Innovation expert Eric Kihlstrom talks about the recent All-Party Parliamentary Group report on ageing and how work and attitudes to ageing are central to changing the conversation on demographic change.
Any attempt to address ageing workforce issues has to begin with changing people’s mindsets, according to an expert on longevity.
Kihlstrom is Head of Industry Collaboration at Longevity International, which provides the secretariat for the All-Party Parliamentary Group on Longevity. The APPG recently published The Health of the Nation: A Strategy for Longer Healthier Lives report which highlights the issues that need to be tackled in order for everyone to have five extra years of healthy, independent life by 2035 and to narrow the gap between the richest and poorest.
The report focused on various different streams from behavioural change to science and technology. For Kihlstrom jobs are central to health and well being. In his previous role at Innovate UK, the government’s innovation agency, he was head of the Healthy Ageing Industrial Strategy Challenge Fund whose Ageing Society Grand Challenge promoted innovation across four pillars. Two of them link to jobs, says Kihlstrom – financial well being and legacy & purpose.
He says healthy ageing is something that needs to be looked at through a life course approach. “If we want to help people age healthily, we need to do so from conception,” he states. That means tackling everything from childhood poverty and education to access to good quality jobs and preparing people for our age of digital disruption.
He cites how Finland mitigated the fall-out from the break-up of Nokia, which previously accounted for a significant part of the economy, through investing in people and particular regions.
In addition to preparing people for industrial change, Kihlstrom says it is important to prepare them for winding down or adapting their career as they get older so that they do not face a “cliff edge” when they come up to retirement. Work often provides a sense of purpose and so stopping suddenly can be particularly hard. More could be done, he says, to promote part-time or flexible working in later life and to make the business case for doing so. For instance, employers could do more to show they appreciate the knowledge and experience their older workers have and make it easier for them to mentor younger workers and pass that on. That would provide benefits all round. Moreover, research shows the productivity gains of multi-generational management teams.
Kihlstrom thinks employers who do understand the benefits could be doing more to highlight case studies and good practice in this area. “We need to show what good looks like,” he says.
He adds that there are companies addressing things like training and relocation for older workers and midlife MOTs, but the bigger issue for him is changing attitudes, often among older people themselves. HR has an important role to play in this, but Kihlstrom says businesses will only make the changes when they see the benefits.

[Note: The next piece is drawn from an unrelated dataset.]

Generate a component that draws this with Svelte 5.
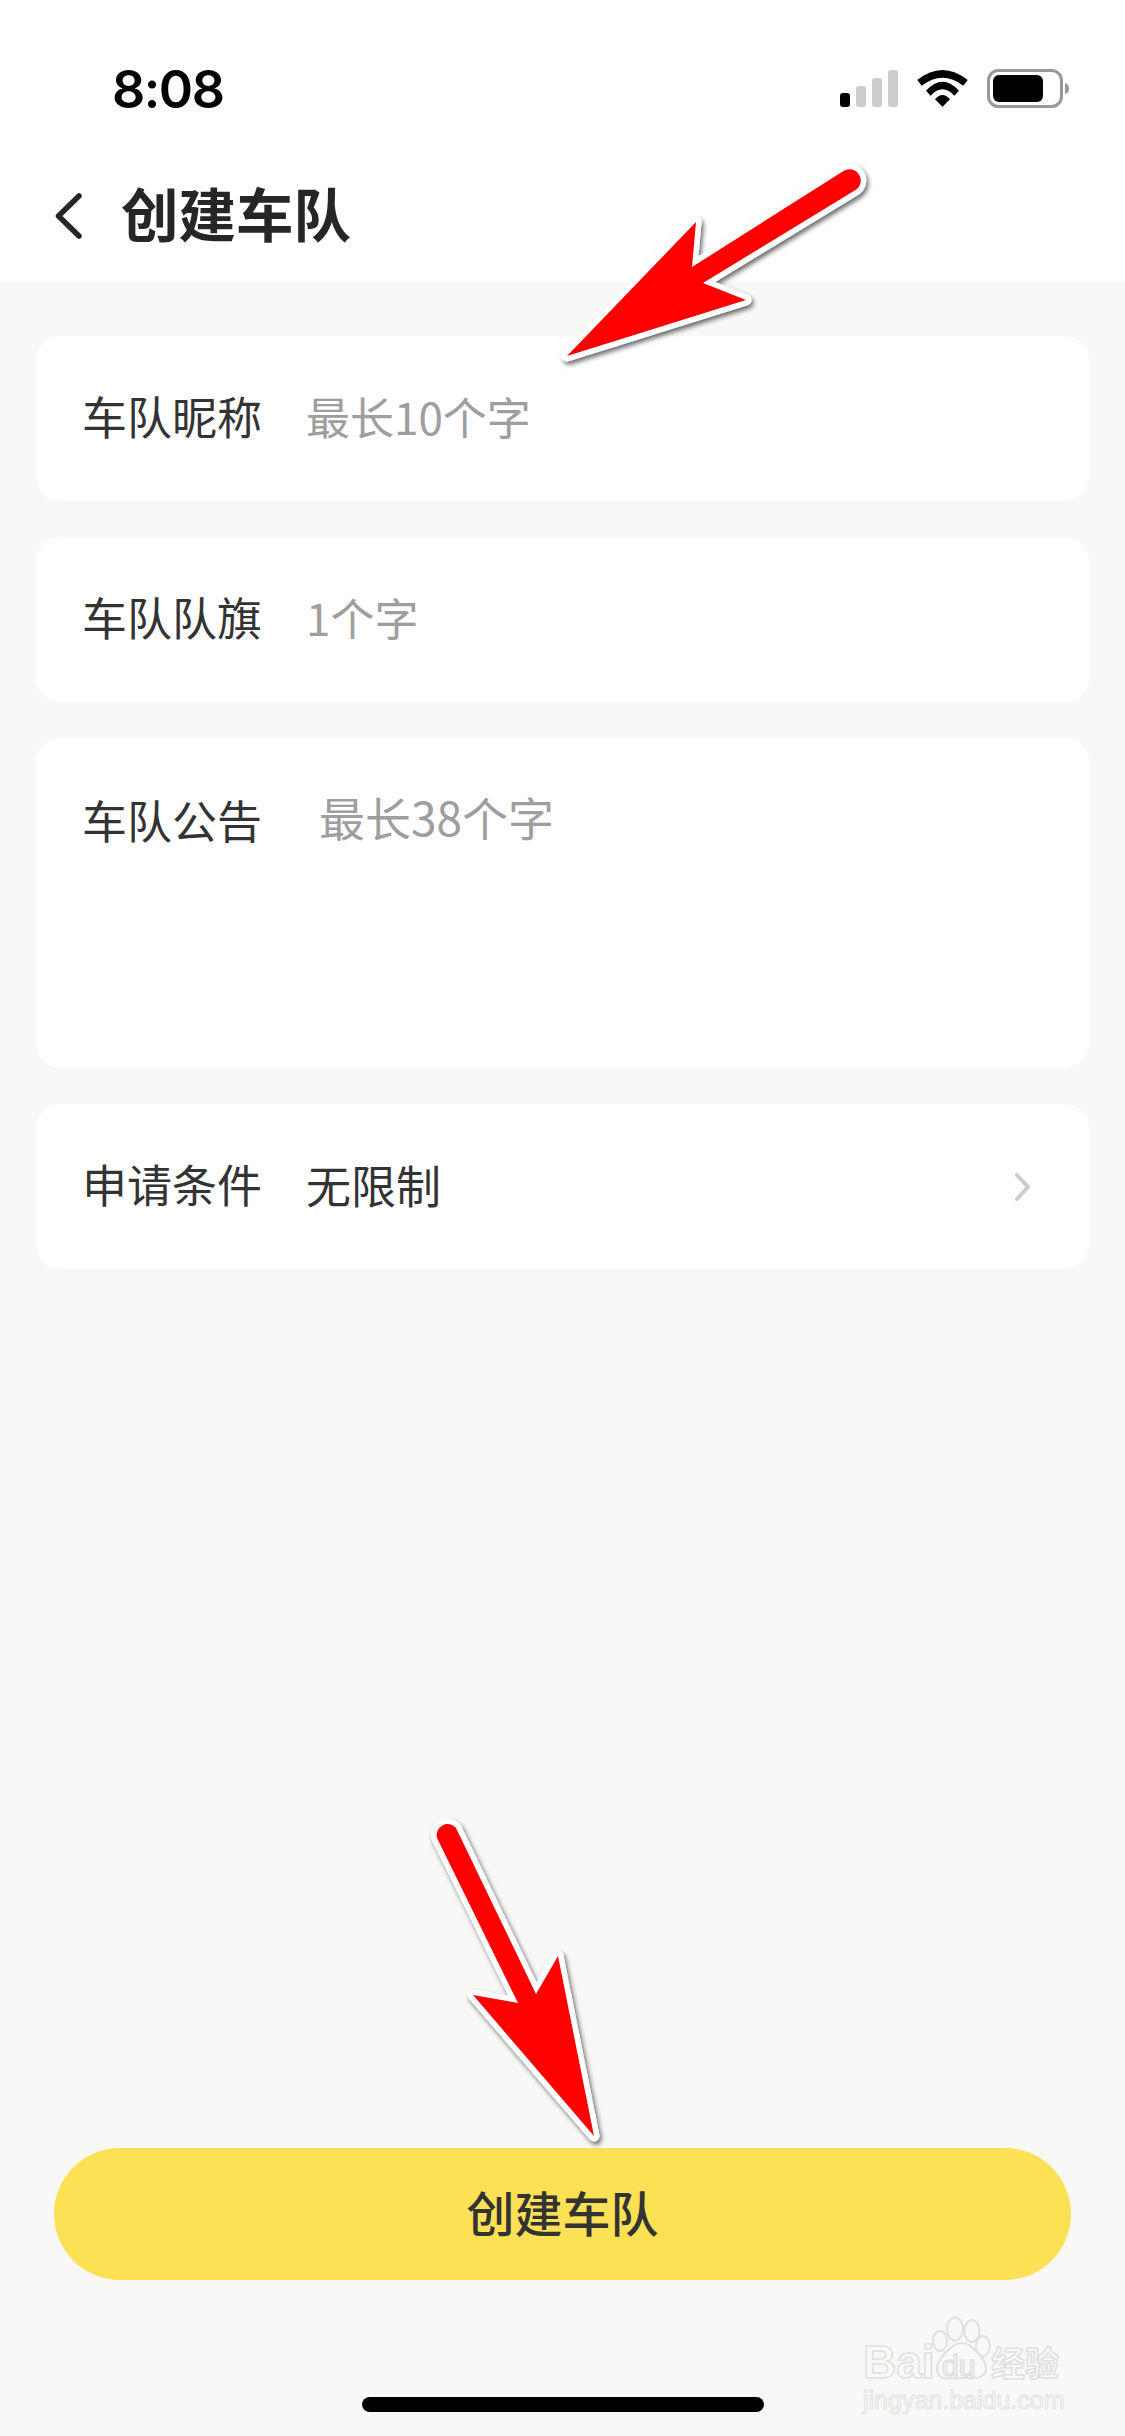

“The problem is that our culture and social stereotypes have not caught up with science,” he says. “There is a big hole in our life map with regard to the ‘young old’. Last century we created teenagers. Now in the 21st century people are living longer and they have a different mindset. It is not so much about age, but about people’s needs and aspirations.”
For Kihlstrom, an important question is whether it is more important to focus on older workers in the greatest need or on issues facing the majority. He suspects for businesses the “low hanging fruit” will be an easier sell – encouraging them to reach out to the many older workers who need just a little support and a change of attitude to enjoy their working lives for longer. Other organisations will target those most in need and the two approaches can work in tandem. “We need to see our ageing population as an opportunity,” says Kihlstrom. “Attitude affects ageing and that affects how we work. Ageing is malleable and comes down to people’s attitude to it.”